When most international journos got their first taste of Triumph’s Moto2 test mule, they were left salivating for more. Triumph had then stated that the Daytona was not under development and if there would be a demand then they would obviously do it. Since the bike has been spotted now, we believe Triumph has understood its demand. Thank you, Triumph.
Let's start with the stuff we already knew. The chassis and swingarm by the looks of it are untouched. The rear sub-frame, while sporting the same red colour as the R version from earlier, does not have provision for pillion riders. That plus the lack of pillion foot-rests suggests that this will not be the base version. Even the styling remains fairly identical to the Daytona 675. We expect small revisions just like Triumph did with the Street Triples.

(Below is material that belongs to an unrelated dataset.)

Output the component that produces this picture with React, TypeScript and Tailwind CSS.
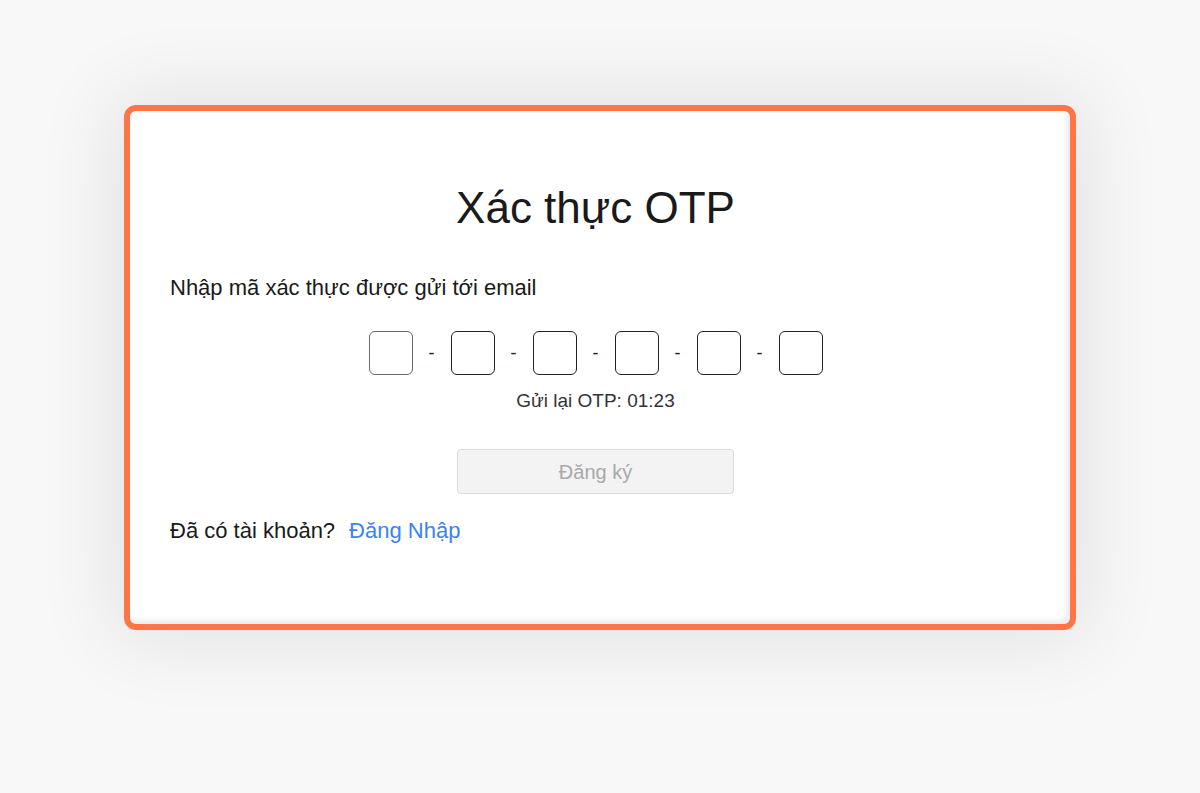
import React from "react";

const OTP_LENGTH = 6;

function OtpInputs() {
    return (
        <div className="flex items-center justify-center">
            {Array.from({ length: OTP_LENGTH }).map((_, i) => (
                <React.Fragment key={i}>
                    {i > 0 && (
                        <span className="w-[38px] text-center text-[18px] text-[#222]">-</span>
                    )}
                    <input
                        type="text"
                        maxLength={1}
                        className={`h-[44px] w-[44px] rounded-[6px] border bg-white text-center text-[20px] outline-none ${
                            i === 0 ? "border-[#6b6b6b]" : "border-[#222]"
                        }`}
                    />
                </React.Fragment>
            ))}
        </div>
    );
}

export default function App() {
    return (
        <div
            className="min-h-[793px] w-full bg-[#f8f8f8] pt-[105px]"
            style={{ fontFamily: '"Liberation Sans", Arial, sans-serif' }}
        >
            <div className="mx-auto w-[952px] rounded-[12px] border-[6px] border-[#ff7547] bg-white shadow-[0_0_80px_12px_rgba(0,0,0,0.09)]">
                <div className="rounded-[7px] pb-[80px] pl-[40px] pr-[49px] pt-[71px] shadow-[inset_-4px_-4px_5px_rgba(0,0,0,0.07)]">
                    <h1 className="text-center text-[44px] leading-[52px] text-[#1a1a1a]">
                        Xác thực OTP
                    </h1>
                    <p className="mt-[41px] text-[22px] leading-[26px] text-[#1a1a1a]">
                        Nhập mã xác thực được gửi tới email
                    </p>
                    <div className="mt-[30px]">
                        <OtpInputs />
                    </div>
                    <p className="mt-[15px] text-center text-[19px] leading-[22px] text-[#333]">
                        Gửi lại OTP: 01:23
                    </p>
                    <div className="mt-[37px] flex justify-center">
                        <button
                            disabled
                            className="h-[45px] w-[277px] rounded-[4px] border border-[#dcdcdc] bg-[#f3f3f3] text-[20px] text-[#a9a9a9]"
                        >
                            Đăng ký
                        </button>
                    </div>
                    <div className="mt-[24px] flex items-center gap-[14px] text-[22px] leading-[26px]">
                        <span className="text-[#1a1a1a]">Đã có tài khoản?</span>
                        <a href="#" className="text-[#3b82f6]">
                            Đăng Nhập
                        </a>
                    </div>
                </div>
            </div>
        </div>
    );
}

Plus, it has got the brilliant 765cc inline triple motor that we loved so dearly on the Triumph Street Triple RS. On the Triple RS, the same motor makes 123PS and 77Nm. Hopefully, it appears in the same if not an even racier state of tune. We are sure that Triumph will tinker a bit with the mechanicals of the motor to suit supersport characteristics. The Moto2 learnings (where this same motor with revised mechanicals makes a whopping 138 horses!) will also come in extremely handy.
Interestingly, the exhaust looks quite different from what we have seen on any version of the Street Triple. The end can is slimmer and longer, with even the catalytic converter unit seemingly larger. There might be two reasons for this design change: It could have been done to keep the cat con dimensions slim. Another plausible explanation could be that it will meet Euro-V emission norms.
Triumph has been championing the use of rider aids and we hope that the Daytona will take the game up a couple of notches. Looking at the ‘joystick’ controller on the clip-ons, we can deduce that the Daytona 765 too will be getting the same colour-TFT display like the Street Triple R/RS. The Triple RS got five rider modes -- Rain, Road, Sport, Track and Rider -- the last allowing the rider to tune each riding parameter to his liking. We expect that these would be complemented with a six-axis inertial measurement unit (IMU), which would give it the added safety net of cornering ABS. Quickshifter would be a given but perhaps one with an autoblipper too? Getting greedy, are we?
Top-spec Ohlins units can be seen at either ends. The front end could be the Swedes’ fully-adjustable NIX30 USDs while the rear seems to be the TTX monoshock with a piggyback reservoir. The latter was used on the Daytona 675R, with full adjustability of course. No semi-electronic trickery here. Brembo’s Stylema callipers are also seen chomping down on the front rotors.
Triumph’s Moto2 engine will make its racing debut on 10 March in Qatar. While we should not be getting ahead of ourselves, we could expect the Daytona 765 to break cover at EICMA 2019. They should be out on our roads by 2020. Time to build a large piggy bank.